接下来就是getOrCreateShuffleMapStage()方法,及它所调用的getMissingAncestorShuffleDependencies()方法。
private def getOrCreateShuffleMapStage(
shuffleDep: ShuffleDependency[_, _, _],
firstJobId: Int): ShuffleMapStage = {
shuffleIdToMapStage.get(shuffleDep.shuffleId) match {
case Some(stage) =>
stage
case None =>
// Create stages for all missing ancestor shuffle dependencies.
getMissingAncestorShuffleDependencies(shuffleDep.rdd).foreach { dep =>
if (!shuffleIdToMapStage.contains(dep.shuffleId)) {
createShuffleMapStage(dep, firstJobId)
}
}
// Finally, create a stage for the given shuffle dependency.
createShuffleMapStage(shuffleDep, firstJobId)
}
}
private def getMissingAncestorShuffleDependencies(
rdd: RDD[_]): ArrayStack[ShuffleDependency[_, _, _]] = {
val ancestors = new ArrayStack[ShuffleDependency[_, _, _]]
val visited = new HashSet[RDD[_]]
// We are manually maintaining a stack here to prevent StackOverflowError
// caused by recursively visiting
val waitingForVisit = new ArrayStack[RDD[_]]
waitingForVisit.push(rdd)
while (waitingForVisit.nonEmpty) {
val toVisit = waitingForVisit.pop()
if (!visited(toVisit)) {
visited += toVisit
getShuffleDependencies(toVisit).foreach { shuffleDep =>
if (!shuffleIdToMapStage.contains(shuffleDep.shuffleId)) {
ancestors.push(shuffleDep)
waitingForVisit.push(shuffleDep.rdd)
} // Otherwise, the dependency and its ancestors have already been registered.
}
}
}
ancestors
}
getOrCreateShuffleMapStage()方法会根据依赖ID来判断是否已经创建了stage。

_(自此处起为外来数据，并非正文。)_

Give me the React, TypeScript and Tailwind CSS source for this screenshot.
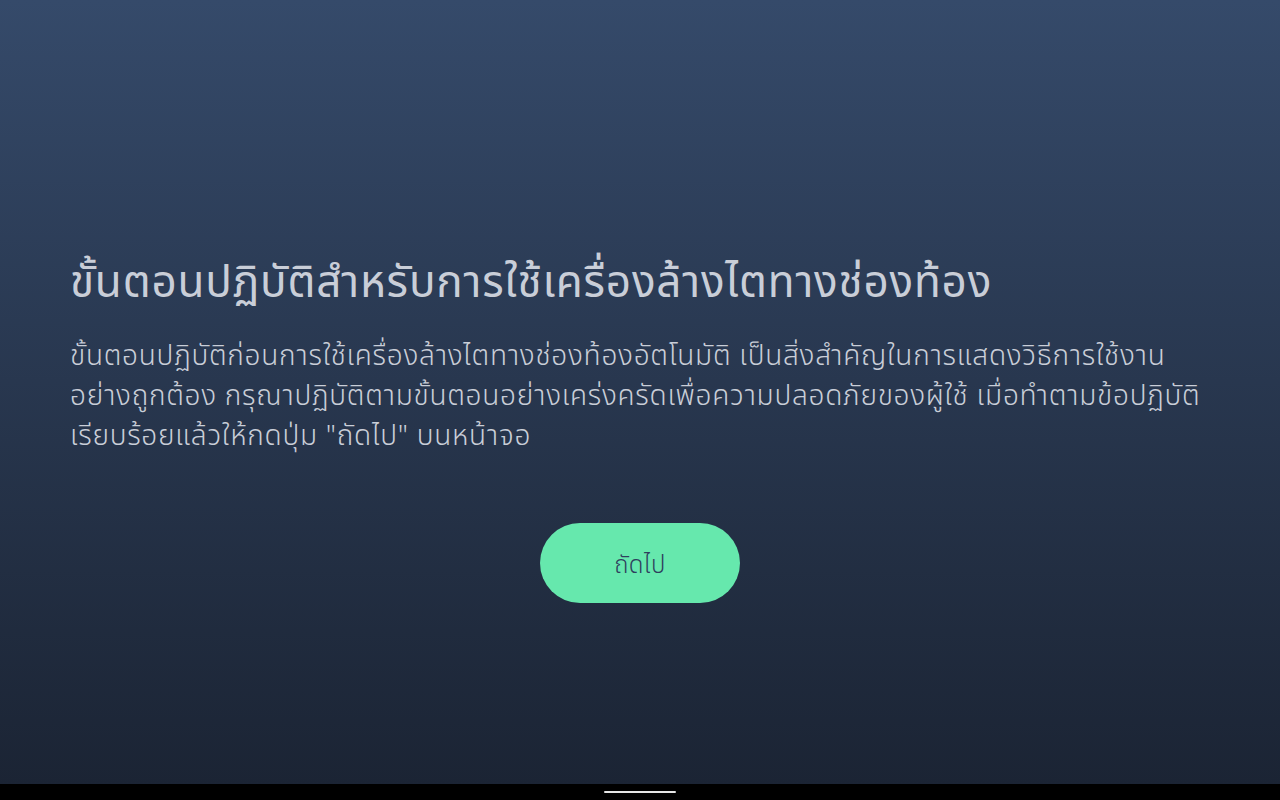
import React from "react";

export default function App() {
  return (
    <div
      className="w-[1280px] h-[800px] flex flex-col overflow-hidden"
      style={{ fontFamily: '"Noto Sans Thai", "Noto Sans Thai UI", "Noto Sans", "DejaVu Sans", sans-serif' }}
    >
      <div className="h-[784px] bg-gradient-to-b from-[#354a6a] to-[#1b2434] flex flex-col px-[70px] pt-[254px]">
        <h1 className="text-[44px] leading-[60px] text-[#c9ced8] font-normal tracking-[0.8px] whitespace-nowrap">
          ขั้นตอนปฏิบัติสำหรับการใช้เครื่องล้างไตทางช่องท้อง
        </h1>
        <p className="mt-[23px] text-[28px] leading-[40px] text-[#c9ced8] font-light tracking-[0.75px] whitespace-nowrap">
          ขั้นตอนปฏิบัติก่อนการใช้เครื่องล้างไตทางช่องท้องอัตโนมัติ เป็นสิ่งสำคัญในการแสดงวิธีการใช้งาน
          <br />
          อย่างถูกต้อง กรุณาปฏิบัติตามขั้นตอนอย่างเคร่งครัดเพื่อความปลอดภัยของผู้ใช้ เมื่อทำตามข้อปฏิบัติ
          <br />
          เรียบร้อยแล้วให้กดปุ่ม "ถัดไป" บนหน้าจอ
        </p>
        <div className="flex justify-center mt-[66px]">
          <button className="w-[200px] h-[80px] pt-[6px] rounded-full bg-[#66e8ad] text-[#2e405d] text-[24px] font-light tracking-[0.5px]">
            ถัดไป
          </button>
        </div>
      </div>
      <div className="h-[16px] bg-black flex items-center justify-center">
        <div className="w-[72px] h-[2px] bg-[#e6e6e6] rounded-full" />
      </div>
    </div>
  );
}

如果没有创建,才会再调用getMissingAncestorShuffleDependencies()方法来寻找父RDD前面的宽依赖,再创建ShuffleMapStage。它们的内部都维护了一个栈用来保存尚未遍历到的RDD,也就是类似深度优先搜索的思想。如此循环,最终就可以从尾到头创建完第一个ShuffleMapStage。

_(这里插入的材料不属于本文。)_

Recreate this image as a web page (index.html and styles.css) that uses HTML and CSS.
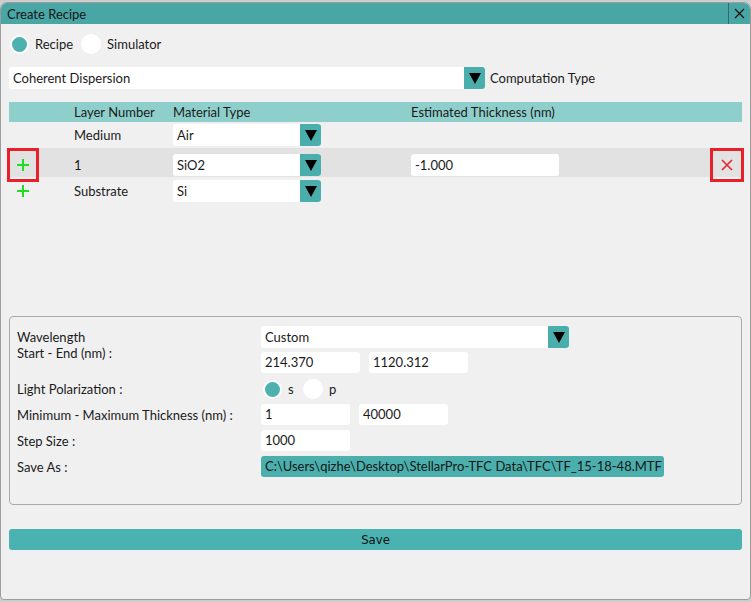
FILE: index.html
```html
<!DOCTYPE html>
<html lang="en">
<head>
    <meta charset="UTF-8">
    <title>Create Recipe</title>
    <link rel="stylesheet" href="styles.css">
</head>
<body>
<div class="window">
    <div class="titlebar">
        <span class="title">Create Recipe</span>
        <span class="close">
            <svg width="11" height="11" viewBox="0 0 11 11"><path d="M1 1l9 9M10 1L1 10" stroke="#111" stroke-width="1.2" fill="none"/></svg>
        </span>
    </div>

    <div class="content">
        <div class="mode-row">
            <span class="dot on"></span><span class="radio-label">Recipe</span>
            <span class="dot big"></span><span class="radio-label">Simulator</span>
        </div>

        <div class="type-row">
            <div class="select type-select">
                <span class="select-text">Coherent Dispersion</span>
                <span class="arrow"><svg width="12" height="11" viewBox="0 0 12 11"><path d="M0 0h12L6 11z" fill="#000"/></svg></span>
            </div>
            <span class="type-label">Computation Type</span>
        </div>

        <div class="layers">
            <div class="layer-grid layer-head">
                <span></span>
                <span>Layer Number</span>
                <span>Material Type</span>
                <span>Estimated Thickness (nm)</span>
                <span></span>
            </div>

            <div class="layer-grid layer-row">
                <span></span>
                <span>Medium</span>
                <div class="select mat-select">
                    <span class="select-text">Air</span>
                    <span class="arrow"><svg width="12" height="11" viewBox="0 0 12 11"><path d="M0 0h12L6 11z" fill="#000"/></svg></span>
                </div>
                <span></span>
                <span></span>
            </div>

            <div class="layer-grid layer-row alt">
                <span class="icon-btn boxed plus-btn">
                    <svg width="14" height="14" viewBox="0 0 14 14"><path d="M7 1v12M1 7h12" stroke="#1ee01e" stroke-width="2" fill="none"/></svg>
                </span>
                <span>1</span>
                <div class="select mat-select">
                    <span class="select-text">SiO2</span>
                    <span class="arrow"><svg width="12" height="11" viewBox="0 0 12 11"><path d="M0 0h12L6 11z" fill="#000"/></svg></span>
                </div>
                <span class="field thick-field">-1.000</span>
                <span class="icon-btn boxed del-btn">
                    <svg width="14" height="14" viewBox="0 0 14 14"><path d="M2 2l10 10M12 2L2 12" stroke="#e8232b" stroke-width="1.6" fill="none"/></svg>
                </span>
            </div>

            <div class="layer-grid layer-row sub">
                <span class="icon-btn plus-btn">
                    <svg width="14" height="14" viewBox="0 0 14 14"><path d="M7 1v12M1 7h12" stroke="#1ee01e" stroke-width="2" fill="none"/></svg>
                </span>
                <span>Substrate</span>
                <div class="select mat-select">
                    <span class="select-text">Si</span>
                    <span class="arrow"><svg width="12" height="11" viewBox="0 0 12 11"><path d="M0 0h12L6 11z" fill="#000"/></svg></span>
                </div>
                <span></span>
                <span></span>
            </div>
        </div>

        <div class="settings">
            <span class="set-label wave-label">Wavelength<br>Start - End (nm) :</span>
            <div class="select wave-select">
                <span class="select-text">Custom</span>
                <span class="arrow"><svg width="12" height="11" viewBox="0 0 12 11"><path d="M0 0h12L6 11z" fill="#000"/></svg></span>
            </div>
            <div class="pair">
                <span class="field wide-field">214.370</span>
                <span class="field wide-field">1120.312</span>
            </div>

            <span class="set-label">Light Polarization :</span>
            <div class="pol-row">
                <span class="dot on"></span><span class="pol-label">s</span>
                <span class="dot big"></span><span class="pol-label">p</span>
            </div>

            <span class="set-label">Minimum - Maximum Thickness (nm) :</span>
            <div class="pair">
                <span class="field">1</span>
                <span class="field">40000</span>
            </div>

            <span class="set-label">Step Size :</span>
            <div class="pair">
                <span class="field">1000</span>
            </div>

            <span class="set-label">Save As :</span>
            <div class="pair">
                <span class="path-box">C:\Users\qizhe\Desktop\StellarPro-TFC Data\TFC\TF_15-18-48.MTF</span>
            </div>
        </div>

        <button class="save-btn">Save</button>
    </div>
</div>
</body>
</html>
```

FILE: styles.css
```css
body {
    margin: 0;
    background-color: #cdcdcd;
    font-family: Lato, "Noto Sans", sans-serif;
    font-size: 13px;
    color: #1b1b1b;
}
.window {
    margin-top: 2px;
    height: 598px;
    box-sizing: border-box;
    border: 1px solid #9c9c9c;
    border-radius: 7px 7px 4px 4px;
    background-color: #f0f0f0;
    overflow: hidden;
}
.titlebar {
    height: 21px;
    background-color: #48a6a4;
    display: flex;
    align-items: center;
    padding-left: 6px;
}
.title {
    color: #161616;
}
.close {
    margin-left: auto;
    width: 21px;
    height: 21px;
    border-left: 1px solid #2f6c6b;
    display: flex;
    align-items: center;
    justify-content: center;
}
.content {
    padding: 0 8px;
}
.mode-row {
    display: flex;
    align-items: center;
    height: 20px;
    margin-top: 10px;
    padding-left: 1px;
}
.dot {
    width: 19px;
    height: 19px;
    border-radius: 50%;
    background-color: #fff;
    box-sizing: border-box;
    margin-right: 6px;
}
.dot.on {
    background-color: #4cb1af;
    border: 2px solid #fff;
}
.dot.big {
    width: 20px;
    height: 20px;
}
.radio-label {
    margin-right: 8px;
}
.type-row {
    display: flex;
    align-items: center;
    height: 22px;
    margin-top: 13px;
}
.select {
    display: flex;
    height: 22px;
    background-color: #fff;
    border-radius: 3px;
    overflow: hidden;
    box-sizing: border-box;
}
.select-text {
    flex: 1;
    padding-left: 4px;
    line-height: 22px;
}
.arrow {
    width: 21px;
    background-color: #4aaead;
    display: flex;
    align-items: center;
    justify-content: center;
}
.type-select {
    width: 476px;
}
.type-label {
    margin-left: 5px;
}
.layers {
    margin-top: 13px;
    height: 214px;
}
.layer-grid {
    display: grid;
    grid-template-columns: 65px 99px 238px 1fr 34px;
    align-items: center;
}
.layer-head {
    height: 20px;
    background-color: #8ecfcc;
}
.layer-row {
    height: 22px;
    margin-top: 2px;
}
.layer-row.alt {
    height: 29px;
    background-color: #e2e2e2;
}
.layer-row.sub {
    margin-top: 3px;
}
.mat-select {
    width: 148px;
}
.field {
    display: block;
    width: 89px;
    height: 21px;
    line-height: 21px;
    padding-left: 4px;
    background-color: #fff;
    border-radius: 3px;
    box-sizing: border-box;
}
.thick-field {
    width: 148px;
    height: 22px;
    line-height: 22px;
}
.wide-field {
    width: 99px;
}
.icon-btn {
    width: 32px;
    height: 34px;
    box-sizing: border-box;
    display: flex;
    align-items: center;
    justify-content: center;
}
.boxed {
    border: 3px solid #e8202a;
}
.plus-btn {
    margin-left: -2px;
}
.layer-row.sub .plus-btn {
    height: 22px;
}
.del-btn {
    width: 34px;
    justify-self: end;
    margin-right: -2px;
}
.settings {
    display: grid;
    grid-template-columns: 244px 1fr;
    grid-auto-rows: 22px;
    row-gap: 4px;
    height: 189px;
    box-sizing: border-box;
    padding: 9px 7px;
    border: 1px solid #a9a9a9;
    border-radius: 4px;
}
.set-label {
    display: flex;
    align-items: center;
}
.wave-label {
    grid-row: span 2;
    align-items: flex-start;
    line-height: 16px;
    padding-top: 3px;
}
.wave-select {
    width: 308px;
}
.pair {
    display: flex;
    gap: 9px;
}
.pol-row {
    display: flex;
    align-items: center;
    padding-left: 2px;
}
.pol-label {
    margin-right: 2px;
    width: 13px;
}
.path-box {
    width: 403px;
    height: 21px;
    line-height: 21px;
    padding-left: 4px;
    box-sizing: border-box;
    background-color: #4aafad;
    border-radius: 3px;
    color: #161616;
}
.save-btn {
    display: block;
    width: 100%;
    height: 21px;
    margin-top: 24px;
    border: none;
    border-radius: 3px;
    background-color: #4ab2b1;
    font-family: "DejaVu Sans Condensed", "Liberation Sans Narrow", sans-serif;
    font-stretch: condensed;
    font-size: 13px;
    color: #111;
    padding: 0;
}
```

最后就是submitStage()方法,用于提交stage。
private def submitStage(stage: Stage) {
val jobId = activeJobForStage(stage)
if (jobId.isDefined) {
logDebug("submitStage(" + stage + ")")
if (!waitingStages(stage) && !runningStages(stage) && !failedStages(stage)) {
val missing = getMissingParentStages(stage).sortBy(_.id)
logDebug("missing: " + missing)
if (missing.isEmpty) {
logInfo("Submitting " + stage + " (" + stage.rdd + "), which has no missing parents")
submitMissingTasks(stage, jobId.get)
} else {
for (parent <- missing) {
submitStage(parent)
}
waitingStages += stage
}
}
} else {
abortStage(stage, "No active job for stage " + stage.id, None)
}
}
这个方法会递归地检查是否有当前stage的parent stage没有提交,如果有的话就先寻找并提交它们,采用的仍然是类似深度优先遍历的思想。直到没有漏掉的parent stage了,再调用submitMissingTasks()方法,提交当前stage包含的tasks。整个关于stage的流程就结束了。